I have a brick row house, which has an exterior walk down cellar. Last Spring I had the sidewalls redone due to cracks in the cement. The worker chilled the lose cement off the bricks and replaced it with new cement giving it a brownstone effect. These past several months I’ve noticed that a section of the cement has what it appears to look like patchy white stains. I quickly hosed it, yet it reappeared. Would you think that this is mold?
Comments
Salts. Try vinegar.
Posted by: Bessie at December 17, 2008 10:44 AM
What you're probably describing is efflorescence, and almost certainly not mold. Efflorescence refers to white deposits appearing on building materials of concrete and cement based products. It's often produced by such processes as lime bloom, lime weeping and/or crystallization of soluble salts. Here's a product website (neither recommending nor discounting the product) with photos and more info: http://www.aldonchem.com/popup-ab-efflorescence.htm
Posted by: vinca at December 17, 2008 12:30 PM
Efflorescence is the crystallization of salts on the surface of masonry.

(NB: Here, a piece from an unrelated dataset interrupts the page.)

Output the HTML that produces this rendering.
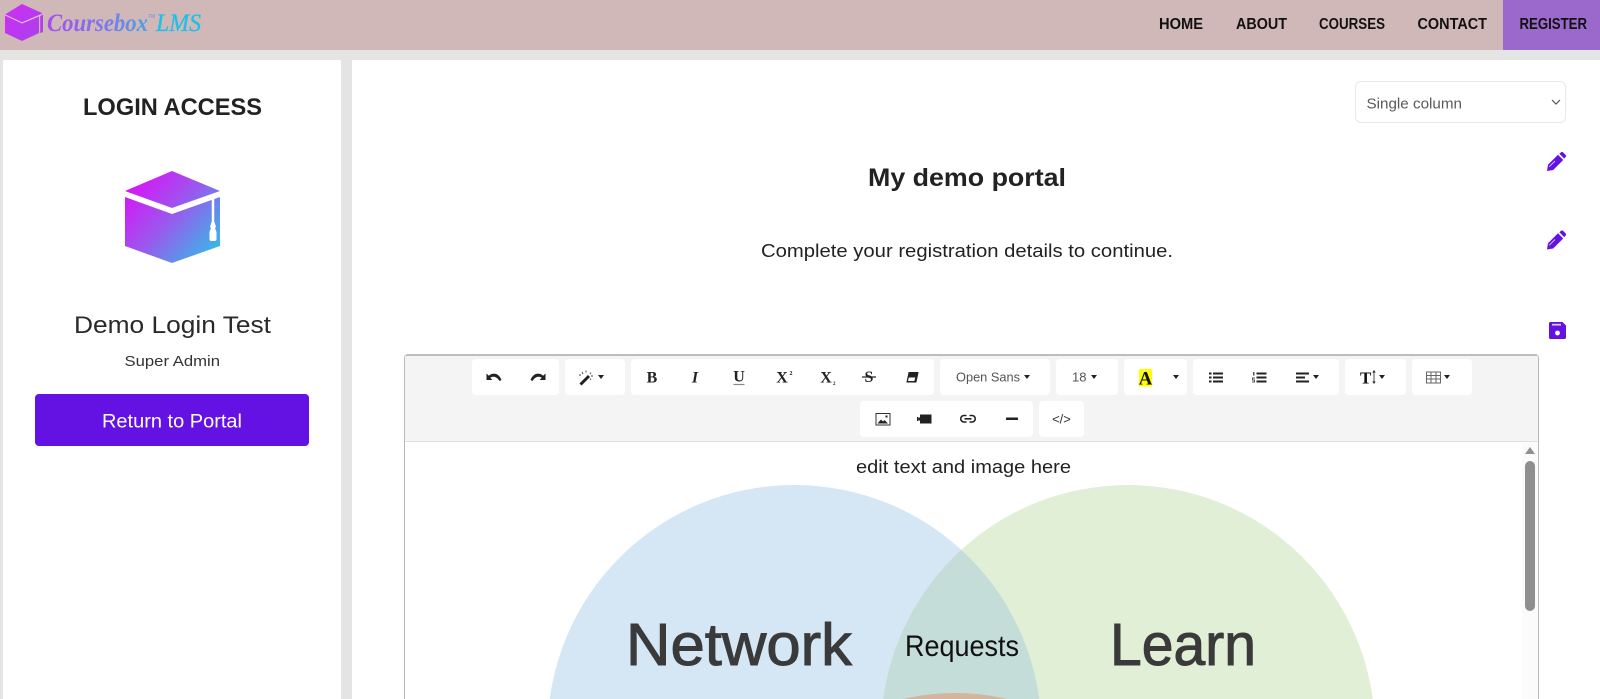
<!DOCTYPE html>
<html lang="en"><head><meta charset="utf-8"><title>Coursebox LMS</title>
<style>
html,body{margin:0;padding:0;width:1600px;height:699px;overflow:hidden;background:#e4e4e4;font-family:"Liberation Sans",sans-serif}
#p{position:absolute;left:0;top:0;width:1600px;height:699px;overflow:hidden}
.b{position:absolute}
.g{position:absolute;background:#fff;border-radius:4px}
svg{position:absolute;left:0;top:0;display:block}
</style></head><body><div id="p">
<div class="b" style="left:0;top:0;width:1600px;height:50px;background:#d0b8b8"></div>
<div class="b" style="left:1503px;top:0;width:97px;height:50px;background:#9b68cc"></div>
<div class="b" style="left:3px;top:60px;width:338px;height:639px;background:#fff"></div>
<div class="b" style="left:352px;top:60px;width:1248px;height:639px;background:#fff"></div>
<div class="b" style="left:35px;top:394px;width:274px;height:52px;background:#6412e4;border-radius:4px"></div>
<div class="b" style="left:1355px;top:81px;width:209px;height:40px;border:1.500px solid #e8e8e8;border-radius:6px;background:#fff"></div>
<div class="b" style="left:404px;top:354px;width:1133px;height:343px;border:1px solid #b8b8b8;border-top:2px solid #bdbdbd;border-bottom:0;border-radius:4px 4px 0 0;background:#fff"></div>
<div class="b" style="left:405px;top:356px;width:1133px;height:85px;background:#f4f4f4;border-bottom:1px solid #e0e0e0"></div>
<div class="b" style="left:1522px;top:443px;width:16px;height:256px;background:#fbfbfb"></div>
<div class="g" style="left:472px;top:359px;width:87px;height:36px"></div>
<div class="g" style="left:565px;top:359px;width:60px;height:36px"></div>
<div class="g" style="left:631px;top:359px;width:303px;height:36px"></div>
<div class="g" style="left:940px;top:359px;width:110px;height:36px"></div>
<div class="g" style="left:1056px;top:359px;width:62px;height:36px"></div>
<div class="g" style="left:1124px;top:359px;width:63px;height:36px"></div>
<div class="g" style="left:1193px;top:359px;width:146px;height:36px"></div>
<div class="g" style="left:1345px;top:359px;width:61px;height:36px"></div>
<div class="g" style="left:1412px;top:359px;width:60px;height:36px"></div>
<div class="g" style="left:860px;top:401px;width:173px;height:36px"></div>
<div class="g" style="left:1039px;top:401px;width:45px;height:36px"></div>

<svg width="1600" height="699" viewBox="0 0 1600 699" xmlns="http://www.w3.org/2000/svg">
<defs>
<linearGradient id="cube" gradientUnits="userSpaceOnUse" x1="132" y1="178" x2="214" y2="250"><stop offset="0" stop-color="#dc10f8"/><stop offset="0.5" stop-color="#9a58ee"/><stop offset="1" stop-color="#3cb4e8"/></linearGradient>
<linearGradient id="cube2" gradientUnits="userSpaceOnUse" x1="5" y1="4" x2="43" y2="41"><stop offset="0" stop-color="#d02cf6"/><stop offset="1" stop-color="#a644e8"/></linearGradient>
<linearGradient id="logo" gradientUnits="userSpaceOnUse" x1="47" y1="0" x2="190" y2="0"><stop offset="0" stop-color="#a64df0"/><stop offset="0.5" stop-color="#6f86e6"/><stop offset="1" stop-color="#1cc6e8"/></linearGradient>
<clipPath id="cb"><circle cx="794.500" cy="732" r="247"/></clipPath>
<clipPath id="cg"><circle cx="1128" cy="732" r="247"/></clipPath>
</defs>

<!-- logo -->
<path d="M22 4 43 13.500 22 22.500 5 14.500Z" fill="url(#cube2)"/>
<path d="M5 15.500 22 23.500 39 16.500V33L22 41 5 33Z" fill="url(#cube2)"/>
<path d="M40.200 16 43 14.500V32L40.200 33Z" fill="#b040e8"/>
<path d="M5 14.800 22 22.800 43 13.800" fill="none" stroke="#e8b8f4" stroke-width="1"/>
<text x="47" y="31" font-family="'Liberation Serif',serif" font-style="italic" font-weight="bold" font-size="25" fill="url(#logo)" textLength="101" lengthAdjust="spacingAndGlyphs">Coursebox</text>
<text x="148" y="18" font-size="5" fill="#7c8ae0">TM</text>
<text x="156" y="31" font-family="'Liberation Serif',serif" font-style="italic" font-size="25" fill="#1fc0e8" stroke="#1fc0e8" stroke-width=".3" textLength="45" lengthAdjust="spacingAndGlyphs">LMS</text>

<!-- nav -->
<g font-weight="bold" font-size="15.500" fill="#111">
<text x="1159" y="29" textLength="44" lengthAdjust="spacingAndGlyphs">HOME</text>
<text x="1236" y="29" textLength="51" lengthAdjust="spacingAndGlyphs">ABOUT</text>
<text x="1319" y="29" textLength="66" lengthAdjust="spacingAndGlyphs">COURSES</text>
<text x="1417.500" y="29" textLength="69.500" lengthAdjust="spacingAndGlyphs">CONTACT</text>
<text x="1519.500" y="29" textLength="67.500" lengthAdjust="spacingAndGlyphs">REGISTER</text>
</g>

<!-- sidebar -->
<text x="83" y="115" font-weight="bold" font-size="24" fill="#222" textLength="179" lengthAdjust="spacingAndGlyphs">LOGIN ACCESS</text>
<g>
<path d="M172 171 220 191 172 208 125 191Z" fill="url(#cube)"/>
<path d="M125 197 172 214 220 197V246L172 263 125 246Z" fill="url(#cube)"/>
<path d="M213 198V222" stroke="#fff" stroke-width="2.500"/>
<path d="M211.500 222h3l1.500 5-1 1 1.500 4v7a2 2 0 0 1-2 2h-3a2 2 0 0 1-2-2v-7l1.500-4-1-1z" fill="#fff"/>
</g>
<text x="74" y="333" font-size="24" fill="#2a2a2a" textLength="197" lengthAdjust="spacingAndGlyphs">Demo Login Test</text>
<text x="124.500" y="366" font-size="15" fill="#333" textLength="95.500" lengthAdjust="spacingAndGlyphs">Super Admin</text>
<text x="102" y="427.500" font-size="19" fill="#fff" textLength="140" lengthAdjust="spacingAndGlyphs">Return to Portal</text>

<!-- main header -->
<text x="1366.500" y="108.500" font-size="15" fill="#5a5a5a" textLength="95.500" lengthAdjust="spacingAndGlyphs">Single column</text>
<path d="M1552 100l4 4 4-4" fill="none" stroke="#555" stroke-width="1.200"/>
<text x="868" y="186" font-weight="bold" font-size="25" fill="#222" textLength="198" lengthAdjust="spacingAndGlyphs">My demo portal</text>
<text x="761" y="257" font-size="18.500" fill="#222" textLength="412" lengthAdjust="spacingAndGlyphs">Complete your registration details to continue.</text>

<!-- pencils -->
<g fill="#6412e4">
<g transform="translate(1547 152)"><path d="M0 19 1 12.800 11 2.800 16.200 8 6.200 18ZM12.400 1.800 13.800.500a1.700 1.700 0 0 1 2.400 0L18.500 2.800a1.700 1.700 0 0 1 0 2.400L17.200 6.600Z"/><path d="M2.200 14.800 8 9" stroke="#fff" stroke-width=".7"/></g>
<g transform="translate(1547 230.500)"><path d="M0 19 1 12.800 11 2.800 16.200 8 6.200 18ZM12.400 1.800 13.800.500a1.700 1.700 0 0 1 2.400 0L18.500 2.800a1.700 1.700 0 0 1 0 2.400L17.200 6.600Z"/><path d="M2.200 14.800 8 9" stroke="#fff" stroke-width=".7"/></g>
<g transform="translate(1549 322)"><path d="M1.500 0H13.500L17 3.500V15.500a1.500 1.500 0 0 1-1.500 1.500H1.500A1.500 1.500 0 0 1 0 15.500V1.500A1.500 1.500 0 0 1 1.500 0Z"/><rect x="3" y="1.800" width="9" height="1.800" fill="#d8c4fa"/><circle cx="8.500" cy="11" r="2.400" fill="#fff"/></g>
</g>

<!-- toolbar row 1 -->
<g fill="#222">
<path transform="translate(486.500 372.500)" d="M0 1V7.500H6L3.800 5.400C6 3.600 10 3.600 13 8.500L15 7.500C12 0 6 0 2.400 3.200Z"/>
<path transform="translate(545.500 372.500) scale(-1 1)" d="M0 1V7.500H6L3.800 5.400C6 3.600 10 3.600 13 8.500L15 7.500C12 0 6 0 2.400 3.200Z"/>
<path d="M580.500 384.500 589 376" stroke="#222" stroke-width="3"/>
<path d="M582 372l1 2M586 370.500v2M591 372.500l-1 1.500M593 376h-2M591 380l-1-1.500M579 375h2" stroke="#444" stroke-width=".9"/>
<path d="M598 375h6l-3 4Z"/>
<g font-family="'Liberation Serif',serif" font-weight="bold" font-size="16" text-anchor="middle">
<text x="652" y="382.500">B</text>
<text x="695" y="382.500" font-style="italic">I</text>
<text x="739" y="381.500">U</text>
<text x="782" y="382.500">X</text>
<text x="826" y="382.500">X</text>
<text x="869" y="382">S</text>
</g>
<path d="M733.500 384.500h11" stroke="#888" stroke-width="1.200"/>
<text x="789.500" y="375" font-size="6" font-weight="bold" font-family="'Liberation Serif',serif">2</text>
<text x="833" y="385" font-size="5" font-weight="bold" font-family="'Liberation Serif',serif">2</text>
<path d="M862 377h14" stroke="#222" stroke-width="1.200"/>
<path d="M909 372.500h9l-2 9.500h-9Z" stroke="#222" stroke-width="1" fill="#222"/><path d="M908.800 377.500h6.500l-1 3.500h-6.300Z" fill="#fff"/>
<text x="956" y="381.500" font-size="13" fill="#555" textLength="64" lengthAdjust="spacingAndGlyphs">Open Sans</text>
<path d="M1024 375h6l-3 4Z"/>
<text x="1072" y="381.500" font-size="13" fill="#555" textLength="14.500" lengthAdjust="spacingAndGlyphs">18</text>
<path d="M1091 375h6l-3 4Z"/>
<rect x="1139" y="369" width="13" height="17.500" fill="#ff0"/>
<text x="1145.500" y="384.500" font-family="'Liberation Serif',serif" font-weight="bold" font-size="19" text-anchor="middle" fill="#111">A</text>
<path d="M1173 375h6l-3 4Z"/>
<g transform="translate(1209 372)"><path d="M0 .5h2.500v2H0zM4 .5h10v2H4zM0 4.500h2.500v2H0zM4 4.500h10v2H4zM0 8.500h2.500v2H0zM4 8.500h10v2H4z"/></g>
<g transform="translate(1252 372)"><path d="M4.500 .5h10v2h-10zM4.500 4.500h10v2h-10zM4.500 8.500h10v2h-10z"/><path d="M1 0h1.500v3.500H1zM0 5.500h3v1H1v1h2v3H0v-1h2v-1H0z" fill="#555"/></g>
<g transform="translate(1296 372)"><path d="M0 .5h13v2H0zM0 4.500h9v2H0zM0 8.500h13v2H0z"/></g>
<path d="M1313 375h6l-3 4Z"/>
<text x="1360" y="383.500" font-family="'Liberation Serif',serif" font-weight="bold" font-size="17" fill="#111">T</text>
<path d="M1374 371v12" stroke="#333" stroke-width=".9"/><path d="M1372.300 372.500l1.700-2.500 1.700 2.500ZM1372.300 381.500l1.700 2.500 1.700-2.500Z"/>
<path d="M1379 375h6l-3 4Z"/>
<g fill="none" stroke="#666" stroke-width="1"><rect x="1426.500" y="372" width="14" height="11"/><path d="M1431 372v11M1436 372v11M1426.500 375.500h14M1426.500 379h14"/></g>
<path d="M1444 375h6l-3 4Z"/>

<!-- toolbar row 2 -->
<rect x="876" y="413.500" width="14" height="11.500" fill="none" stroke="#333" stroke-width="1"/>
<path d="M877.500 423.500l3.500-4 2 2 1.500-1.500 3.500 3.500Z"/><rect x="885.500" y="415.500" width="2" height="2"/>
<rect x="920" y="414.500" width="11.500" height="9" fill="#222"/><path d="M918 419l2-2v4Z"/><rect x="917" y="417" width="1.500" height="4"/>
<g fill="none" stroke="#222" stroke-width="1.600"><path d="M966.500 415.500h-2.500a3 3 0 0 0 0 6.500h2.500M969.500 415.500h2.500a3 3 0 0 1 0 6.500h-2.500M964.500 418.800h7"/></g>
<rect x="1006" y="417.500" width="12" height="2.500"/>
<text x="1061.500" y="423.500" font-size="13" text-anchor="middle" fill="#333">&lt;/&gt;</text>
</g>

<!-- editor content -->
<text x="856" y="473" font-size="18.500" fill="#222" textLength="215" lengthAdjust="spacingAndGlyphs">edit text and image here</text>
<circle cx="794.500" cy="732" r="247" fill="#d5e6f5"/>
<circle cx="1128" cy="732" r="247" fill="#e0efd6"/>
<g clip-path="url(#cb)"><circle cx="1128" cy="732" r="247" fill="#c5ddd9"/><circle cx="955" cy="921" r="228" fill="#d2b59c" clip-path="url(#cg)"/></g>
<g fill="#3a3a3a" font-size="59">
<text x="626" y="665" textLength="226" lengthAdjust="spacingAndGlyphs" stroke="#3a3a3a" stroke-width="1">Network</text>
<text x="1110" y="665" textLength="146" lengthAdjust="spacingAndGlyphs" stroke="#3a3a3a" stroke-width="1">Learn</text>
</g>
<text x="905" y="656" font-size="30" fill="#111" textLength="114" lengthAdjust="spacingAndGlyphs">Requests</text>

<!-- scrollbar -->
<path d="M1530 447l5 7h-10Z" fill="#8f8f8f"/>
<rect x="1525" y="461" width="10" height="150" rx="5" fill="#8f8f8f"/>
</svg>
</div></body></html>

Subflorescence is the crystallization of salts inside masonry--this is what does the damage. While surface crystallization isn't aesthetically pleasing, it isn't necessarily damaging. If the efflorescence is just a result of salts in the cement mixture coming to the surface, the salts will eventually go away. [It probably is; this is common with new masonry.] You have a larger problem if the salt is coming out of the nearby ground.
Posted by: BrooklynButler at December 17, 2008 4:09 PM
Thank you for your very informative comments.